GOAL OF THE EXERCISE:
Leave out the pictures and restate the rest of the data exactly.

INFORMATION PROVIDED:
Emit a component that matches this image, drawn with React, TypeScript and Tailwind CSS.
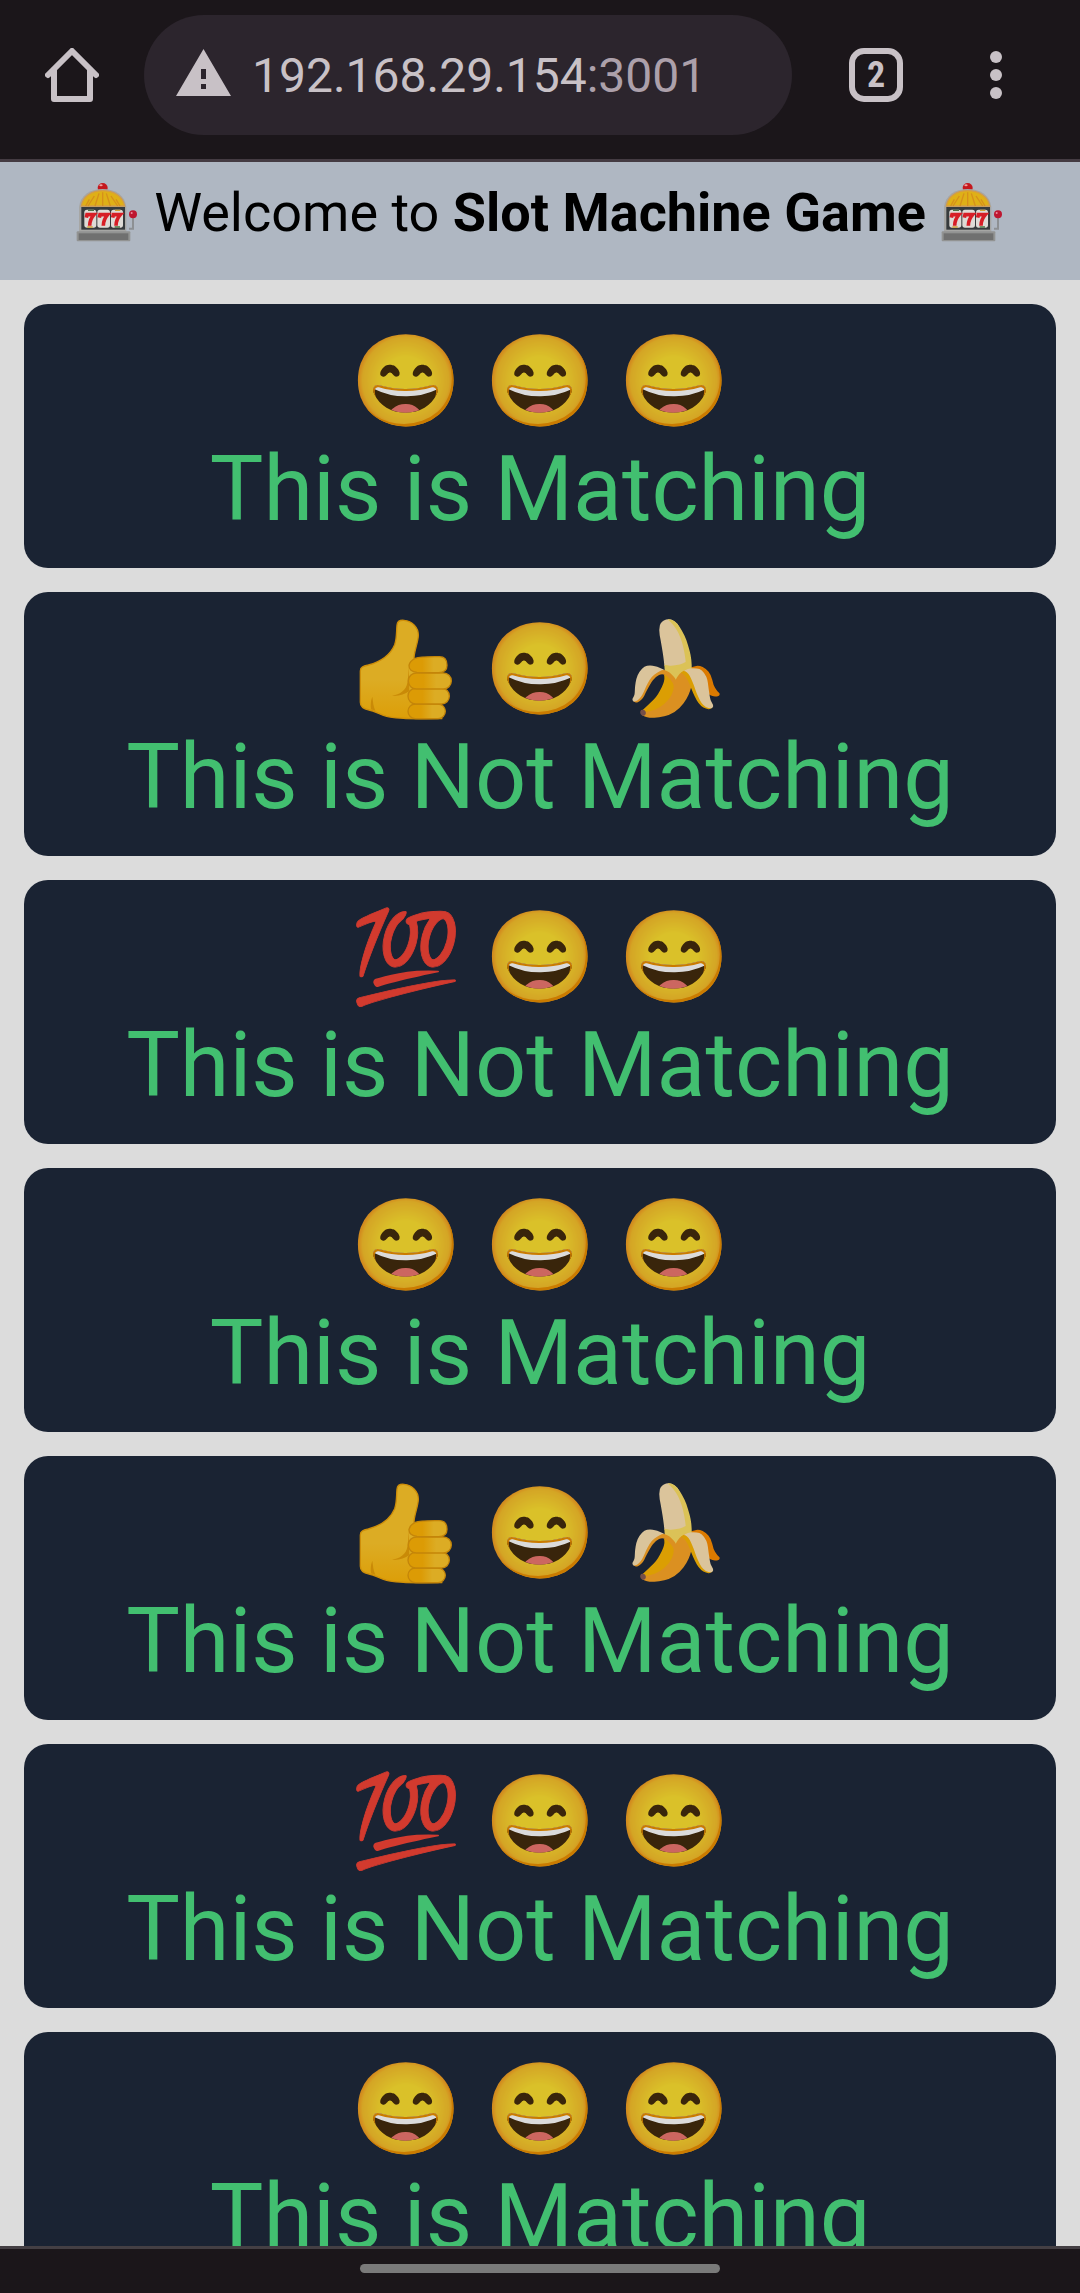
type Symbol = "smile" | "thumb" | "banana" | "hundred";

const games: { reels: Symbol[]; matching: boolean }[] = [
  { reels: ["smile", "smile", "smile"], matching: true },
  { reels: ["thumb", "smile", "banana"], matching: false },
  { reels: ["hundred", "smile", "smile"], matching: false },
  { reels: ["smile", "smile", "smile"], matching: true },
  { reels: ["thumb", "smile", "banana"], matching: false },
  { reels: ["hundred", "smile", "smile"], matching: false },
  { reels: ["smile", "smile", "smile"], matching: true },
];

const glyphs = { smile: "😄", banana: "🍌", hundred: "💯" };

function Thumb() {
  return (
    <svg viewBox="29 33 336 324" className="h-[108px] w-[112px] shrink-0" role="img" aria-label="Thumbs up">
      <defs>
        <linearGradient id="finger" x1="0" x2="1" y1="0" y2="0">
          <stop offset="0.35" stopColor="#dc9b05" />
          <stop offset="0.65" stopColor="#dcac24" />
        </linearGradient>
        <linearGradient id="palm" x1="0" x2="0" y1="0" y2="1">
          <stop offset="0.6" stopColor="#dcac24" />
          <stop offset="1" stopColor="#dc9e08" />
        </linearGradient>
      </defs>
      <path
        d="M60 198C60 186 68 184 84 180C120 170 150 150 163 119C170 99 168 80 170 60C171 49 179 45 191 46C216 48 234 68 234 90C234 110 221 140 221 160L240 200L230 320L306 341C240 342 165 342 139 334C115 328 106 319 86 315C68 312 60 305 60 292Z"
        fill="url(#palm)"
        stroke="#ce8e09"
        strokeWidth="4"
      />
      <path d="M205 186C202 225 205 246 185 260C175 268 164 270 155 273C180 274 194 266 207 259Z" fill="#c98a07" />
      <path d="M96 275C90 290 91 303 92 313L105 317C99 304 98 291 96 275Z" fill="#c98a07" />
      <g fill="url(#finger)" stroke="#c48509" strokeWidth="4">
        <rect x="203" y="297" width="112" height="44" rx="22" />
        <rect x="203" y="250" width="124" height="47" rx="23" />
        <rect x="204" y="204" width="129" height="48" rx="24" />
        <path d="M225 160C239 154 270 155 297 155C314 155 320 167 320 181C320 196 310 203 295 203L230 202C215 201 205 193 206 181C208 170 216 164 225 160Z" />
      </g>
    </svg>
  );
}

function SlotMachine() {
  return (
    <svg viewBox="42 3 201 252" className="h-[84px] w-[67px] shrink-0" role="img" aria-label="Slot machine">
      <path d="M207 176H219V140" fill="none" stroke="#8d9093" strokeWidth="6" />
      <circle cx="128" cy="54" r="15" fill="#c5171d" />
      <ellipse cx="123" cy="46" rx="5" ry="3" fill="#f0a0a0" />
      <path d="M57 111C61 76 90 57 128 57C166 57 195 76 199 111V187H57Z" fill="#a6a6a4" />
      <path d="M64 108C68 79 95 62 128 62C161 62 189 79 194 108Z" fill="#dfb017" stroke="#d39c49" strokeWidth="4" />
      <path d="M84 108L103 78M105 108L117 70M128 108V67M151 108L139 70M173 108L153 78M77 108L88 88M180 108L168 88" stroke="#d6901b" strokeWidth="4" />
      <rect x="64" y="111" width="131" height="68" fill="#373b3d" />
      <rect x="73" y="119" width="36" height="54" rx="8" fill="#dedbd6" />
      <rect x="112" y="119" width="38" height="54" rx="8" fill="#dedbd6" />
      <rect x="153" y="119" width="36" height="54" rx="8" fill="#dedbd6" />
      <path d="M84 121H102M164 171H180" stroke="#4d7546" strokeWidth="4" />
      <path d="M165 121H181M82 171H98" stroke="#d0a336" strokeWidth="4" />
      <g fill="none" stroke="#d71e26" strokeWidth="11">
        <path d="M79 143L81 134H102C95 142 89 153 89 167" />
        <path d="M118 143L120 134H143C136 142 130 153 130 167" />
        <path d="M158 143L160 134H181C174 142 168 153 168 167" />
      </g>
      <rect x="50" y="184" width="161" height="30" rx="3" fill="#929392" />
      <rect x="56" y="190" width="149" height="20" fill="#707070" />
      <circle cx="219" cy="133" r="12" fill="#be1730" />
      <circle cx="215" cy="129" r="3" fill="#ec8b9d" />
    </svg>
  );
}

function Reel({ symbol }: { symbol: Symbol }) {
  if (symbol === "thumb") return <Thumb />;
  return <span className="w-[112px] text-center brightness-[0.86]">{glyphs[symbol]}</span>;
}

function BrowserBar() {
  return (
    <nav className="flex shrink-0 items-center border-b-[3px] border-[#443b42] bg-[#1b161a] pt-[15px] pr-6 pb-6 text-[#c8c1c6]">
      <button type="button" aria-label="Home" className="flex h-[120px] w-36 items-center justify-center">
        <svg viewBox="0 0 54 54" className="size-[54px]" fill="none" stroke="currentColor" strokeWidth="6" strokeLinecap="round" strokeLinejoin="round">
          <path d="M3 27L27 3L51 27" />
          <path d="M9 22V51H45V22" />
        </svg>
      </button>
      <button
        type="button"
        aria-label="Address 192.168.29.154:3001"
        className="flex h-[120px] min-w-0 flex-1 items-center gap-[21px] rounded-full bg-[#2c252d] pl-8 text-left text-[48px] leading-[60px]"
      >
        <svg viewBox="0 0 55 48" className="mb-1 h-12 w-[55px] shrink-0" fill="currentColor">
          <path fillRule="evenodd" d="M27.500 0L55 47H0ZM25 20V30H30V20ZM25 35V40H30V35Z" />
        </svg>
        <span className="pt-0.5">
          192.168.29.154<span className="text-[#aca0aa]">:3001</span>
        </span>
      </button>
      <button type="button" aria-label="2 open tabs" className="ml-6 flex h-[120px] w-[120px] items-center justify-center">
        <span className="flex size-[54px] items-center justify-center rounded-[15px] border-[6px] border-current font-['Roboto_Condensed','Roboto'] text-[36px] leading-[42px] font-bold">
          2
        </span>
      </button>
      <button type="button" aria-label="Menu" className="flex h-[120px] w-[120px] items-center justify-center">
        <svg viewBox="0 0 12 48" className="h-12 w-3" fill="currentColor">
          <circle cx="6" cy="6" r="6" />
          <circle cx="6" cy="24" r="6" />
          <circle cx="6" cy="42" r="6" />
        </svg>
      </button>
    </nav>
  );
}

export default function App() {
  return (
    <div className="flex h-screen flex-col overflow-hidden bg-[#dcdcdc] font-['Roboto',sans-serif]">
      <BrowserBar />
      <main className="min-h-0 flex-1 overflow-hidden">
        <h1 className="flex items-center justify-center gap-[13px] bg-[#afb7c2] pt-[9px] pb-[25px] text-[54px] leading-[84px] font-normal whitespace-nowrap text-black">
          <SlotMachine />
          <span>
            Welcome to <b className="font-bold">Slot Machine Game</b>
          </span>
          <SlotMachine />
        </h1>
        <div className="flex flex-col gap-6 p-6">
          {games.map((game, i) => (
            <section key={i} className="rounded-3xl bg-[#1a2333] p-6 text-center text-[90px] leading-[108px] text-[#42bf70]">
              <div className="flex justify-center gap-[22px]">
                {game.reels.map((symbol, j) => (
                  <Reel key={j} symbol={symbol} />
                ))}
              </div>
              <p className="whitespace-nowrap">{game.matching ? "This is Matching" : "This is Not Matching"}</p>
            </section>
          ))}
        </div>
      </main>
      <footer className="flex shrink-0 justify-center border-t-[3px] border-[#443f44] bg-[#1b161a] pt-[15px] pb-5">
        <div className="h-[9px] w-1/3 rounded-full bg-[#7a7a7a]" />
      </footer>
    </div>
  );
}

WRITTEN ANSWER:
Emit a component that matches this image, drawn with React, TypeScript and Tailwind CSS.
type Symbol = "smile" | "thumb" | "banana" | "hundred";

const games: { reels: Symbol[]; matching: boolean }[] = [
  { reels: ["smile", "smile", "smile"], matching: true },
  { reels: ["thumb", "smile", "banana"], matching: false },
  { reels: ["hundred", "smile", "smile"], matching: false },
  { reels: ["smile", "smile", "smile"], matching: true },
  { reels: ["thumb", "smile", "banana"], matching: false },
  { reels: ["hundred", "smile", "smile"], matching: false },
  { reels: ["smile", "smile", "smile"], matching: true },
];

const glyphs = { smile: "😄", banana: "🍌", hundred: "💯" };

function Thumb() {
  return (
    <svg viewBox="29 33 336 324" className="h-[108px] w-[112px] shrink-0" role="img" aria-label="Thumbs up">
      <defs>
        <linearGradient id="finger" x1="0" x2="1" y1="0" y2="0">
          <stop offset="0.35" stopColor="#dc9b05" />
          <stop offset="0.65" stopColor="#dcac24" />
        </linearGradient>
        <linearGradient id="palm" x1="0" x2="0" y1="0" y2="1">
          <stop offset="0.6" stopColor="#dcac24" />
          <stop offset="1" stopColor="#dc9e08" />
        </linearGradient>
      </defs>
      <path
        d="M60 198C60 186 68 184 84 180C120 170 150 150 163 119C170 99 168 80 170 60C171 49 179 45 191 46C216 48 234 68 234 90C234 110 221 140 221 160L240 200L230 320L306 341C240 342 165 342 139 334C115 328 106 319 86 315C68 312 60 305 60 292Z"
        fill="url(#palm)"
        stroke="#ce8e09"
        strokeWidth="4"
      />
      <path d="M205 186C202 225 205 246 185 260C175 268 164 270 155 273C180 274 194 266 207 259Z" fill="#c98a07" />
      <path d="M96 275C90 290 91 303 92 313L105 317C99 304 98 291 96 275Z" fill="#c98a07" />
      <g fill="url(#finger)" stroke="#c48509" strokeWidth="4">
        <rect x="203" y="297" width="112" height="44" rx="22" />
        <rect x="203" y="250" width="124" height="47" rx="23" />
        <rect x="204" y="204" width="129" height="48" rx="24" />
        <path d="M225 160C239 154 270 155 297 155C314 155 320 167 320 181C320 196 310 203 295 203L230 202C215 201 205 193 206 181C208 170 216 164 225 160Z" />
      </g>
    </svg>
  );
}

function SlotMachine() {
  return (
    <svg viewBox="42 3 201 252" className="h-[84px] w-[67px] shrink-0" role="img" aria-label="Slot machine">
      <path d="M207 176H219V140" fill="none" stroke="#8d9093" strokeWidth="6" />
      <circle cx="128" cy="54" r="15" fill="#c5171d" />
      <ellipse cx="123" cy="46" rx="5" ry="3" fill="#f0a0a0" />
      <path d="M57 111C61 76 90 57 128 57C166 57 195 76 199 111V187H57Z" fill="#a6a6a4" />
      <path d="M64 108C68 79 95 62 128 62C161 62 189 79 194 108Z" fill="#dfb017" stroke="#d39c49" strokeWidth="4" />
      <path d="M84 108L103 78M105 108L117 70M128 108V67M151 108L139 70M173 108L153 78M77 108L88 88M180 108L168 88" stroke="#d6901b" strokeWidth="4" />
      <rect x="64" y="111" width="131" height="68" fill="#373b3d" />
      <rect x="73" y="119" width="36" height="54" rx="8" fill="#dedbd6" />
      <rect x="112" y="119" width="38" height="54" rx="8" fill="#dedbd6" />
      <rect x="153" y="119" width="36" height="54" rx="8" fill="#dedbd6" />
      <path d="M84 121H102M164 171H180" stroke="#4d7546" strokeWidth="4" />
      <path d="M165 121H181M82 171H98" stroke="#d0a336" strokeWidth="4" />
      <g fill="none" stroke="#d71e26" strokeWidth="11">
        <path d="M79 143L81 134H102C95 142 89 153 89 167" />
        <path d="M118 143L120 134H143C136 142 130 153 130 167" />
        <path d="M158 143L160 134H181C174 142 168 153 168 167" />
      </g>
      <rect x="50" y="184" width="161" height="30" rx="3" fill="#929392" />
      <rect x="56" y="190" width="149" height="20" fill="#707070" />
      <circle cx="219" cy="133" r="12" fill="#be1730" />
      <circle cx="215" cy="129" r="3" fill="#ec8b9d" />
    </svg>
  );
}

function Reel({ symbol }: { symbol: Symbol }) {
  if (symbol === "thumb") return <Thumb />;
  return <span className="w-[112px] text-center brightness-[0.86]">{glyphs[symbol]}</span>;
}

function BrowserBar() {
  return (
    <nav className="flex shrink-0 items-center border-b-[3px] border-[#443b42] bg-[#1b161a] pt-[15px] pr-6 pb-6 text-[#c8c1c6]">
      <button type="button" aria-label="Home" className="flex h-[120px] w-36 items-center justify-center">
        <svg viewBox="0 0 54 54" className="size-[54px]" fill="none" stroke="currentColor" strokeWidth="6" strokeLinecap="round" strokeLinejoin="round">
          <path d="M3 27L27 3L51 27" />
          <path d="M9 22V51H45V22" />
        </svg>
      </button>
      <button
        type="button"
        aria-label="Address 192.168.29.154:3001"
        className="flex h-[120px] min-w-0 flex-1 items-center gap-[21px] rounded-full bg-[#2c252d] pl-8 text-left text-[48px] leading-[60px]"
      >
        <svg viewBox="0 0 55 48" className="mb-1 h-12 w-[55px] shrink-0" fill="currentColor">
          <path fillRule="evenodd" d="M27.500 0L55 47H0ZM25 20V30H30V20ZM25 35V40H30V35Z" />
        </svg>
        <span className="pt-0.5">
          192.168.29.154<span className="text-[#aca0aa]">:3001</span>
        </span>
      </button>
      <button type="button" aria-label="2 open tabs" className="ml-6 flex h-[120px] w-[120px] items-center justify-center">
        <span className="flex size-[54px] items-center justify-center rounded-[15px] border-[6px] border-current font-['Roboto_Condensed','Roboto'] text-[36px] leading-[42px] font-bold">
          2
        </span>
      </button>
      <button type="button" aria-label="Menu" className="flex h-[120px] w-[120px] items-center justify-center">
        <svg viewBox="0 0 12 48" className="h-12 w-3" fill="currentColor">
          <circle cx="6" cy="6" r="6" />
          <circle cx="6" cy="24" r="6" />
          <circle cx="6" cy="42" r="6" />
        </svg>
      </button>
    </nav>
  );
}

export default function App() {
  return (
    <div className="flex h-screen flex-col overflow-hidden bg-[#dcdcdc] font-['Roboto',sans-serif]">
      <BrowserBar />
      <main className="min-h-0 flex-1 overflow-hidden">
        <h1 className="flex items-center justify-center gap-[13px] bg-[#afb7c2] pt-[9px] pb-[25px] text-[54px] leading-[84px] font-normal whitespace-nowrap text-black">
          <SlotMachine />
          <span>
            Welcome to <b className="font-bold">Slot Machine Game</b>
          </span>
          <SlotMachine />
        </h1>
        <div className="flex flex-col gap-6 p-6">
          {games.map((game, i) => (
            <section key={i} className="rounded-3xl bg-[#1a2333] p-6 text-center text-[90px] leading-[108px] text-[#42bf70]">
              <div className="flex justify-center gap-[22px]">
                {game.reels.map((symbol, j) => (
                  <Reel key={j} symbol={symbol} />
                ))}
              </div>
              <p className="whitespace-nowrap">{game.matching ? "This is Matching" : "This is Not Matching"}</p>
            </section>
          ))}
        </div>
      </main>
      <footer className="flex shrink-0 justify-center border-t-[3px] border-[#443f44] bg-[#1b161a] pt-[15px] pb-5">
        <div className="h-[9px] w-1/3 rounded-full bg-[#7a7a7a]" />
      </footer>
    </div>
  );
}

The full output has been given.